I realised that it would be a beautiful way to control music and it would give a sort of quality, the looseness element, but at the same time, something very specific and I began to envision a pointillistic field of sound that is tonal and melodic, but blurry and beautiful, and cloud-like. Part of that specific sound is also feeling that it's not 100% precise all the time. 

It's clumsy because the way people listen to their heartbeats is by using a stethoscope. So performance-wise it's really clumsy because you have to have a stethoscope in one ear, and listen to yourself and everyone else around you play with the other ear… and it's all a bit awkward! But it results in a beautiful, fragile thing. Writing music is also awkward in a way because everybody is following their own little internal rhythm (breathing and heartbeat), and it's all a chaotic mess and it feels like that when I'm writing my music. Part of the effect of writing the music is to have that amount of chaos and thinking through it: 'Who is leading this?' and telling specific people or sections when to come in and what to do. There's a lot of internal connecting of the dots happening when I write the pieces, it's a little crazy!

Rock and pop music are the total opposite, and part of the reason why I'm making this music is to be the total opposite. I love rock music and rock n roll, it's really important to me, but I also love the opposite - music that is really delicate, music that is super soft, super quiet that I find ecstatically beautiful and profound. High impact and high energy even though it's not a high volume. There's a lot of quiet music that I hold very dear to me and some of my favourite music are extremely delicate and calm music that have a powerful effect on me. To me they're opposite things, but they're opposite ends on a spectrum where the whole spectrum is very important. 

One of my favourite pieces of all time by any classical musician is Music for 18 Musicians by Steve Reich. That's pretty well-known and it's one that had a massive impact on me. This was an incredible one piece with many movements that never stops, even between the movements. There's something really mechanical about it, even the speed in which it happens, it's the same the whole time. It's persistent and yet super, super hypnotic; gentle but pulls you deeper and deeper into it and has a relentless pulse to it and never lets go. It also never feels overwhelming, but instead feels graceful and immersive. 

Another piece I would recommend is String Quartet in Four Parts by John Cage which is really beautiful and has a strange, unpredictable harmony. It's one of the last quartets he ever wrote. He has a really unique melodic and harmonic sensibility. It's one of my favourite recordings by him, and it's based on the four seasons. Absolutely stunning. 

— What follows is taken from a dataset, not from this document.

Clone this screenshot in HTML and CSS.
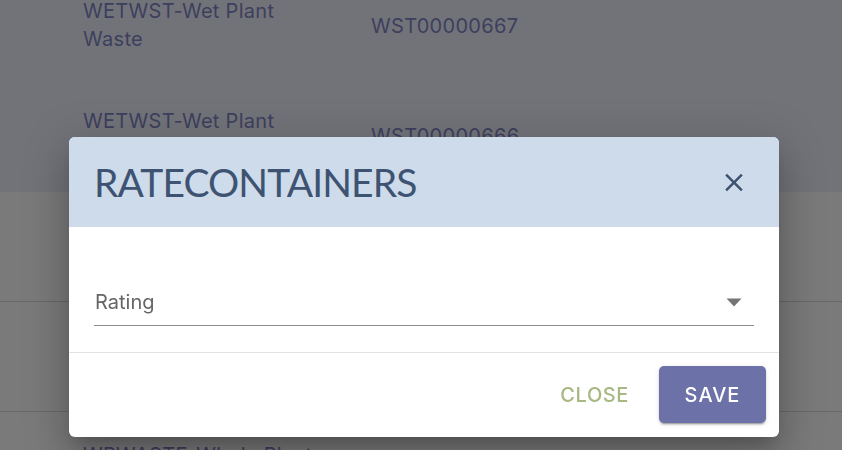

It's chamber music but it doesn't really exist in the classical sphere, it's more art-rock but one of the records I loved while growing up as a teenager, and still love is by a group called Rachel's and the record is called Music for Egon Schiele. The songs all have a narrative quality to them and it's highly evocative and highly melodic. Each piece just feels like it's telling a part of a story, which you don't really get in music, even if the music is supposed to be telling a story. Even when you divorce it from the context of the story, you don't really get the feeling that there's even a story. But not this record. It's sensitive and you get that there's a story imbued in every little corner which I find really special and satisfying. It's worth checking out!

It's not my agenda to expose people to modern classical music but I think there's a lot of really beautiful music out there people should be exposed to, no matter if they come from a musical background or not. People just come to music intuitively, you don't have to train for it, or be brought up with it. Music can have a really profound effect on people and I think the more music that you're exposed to, the more the chance of having something affect you in profound ways. I feel that music can affect you in ways you don't expect and that's great. For me, music can totally make or break my day, or change my mind or something, or even rescue me from a terrible decision or internal mood and state or being - the more you collect internally from music, the more you lighten up. That's just how I see it.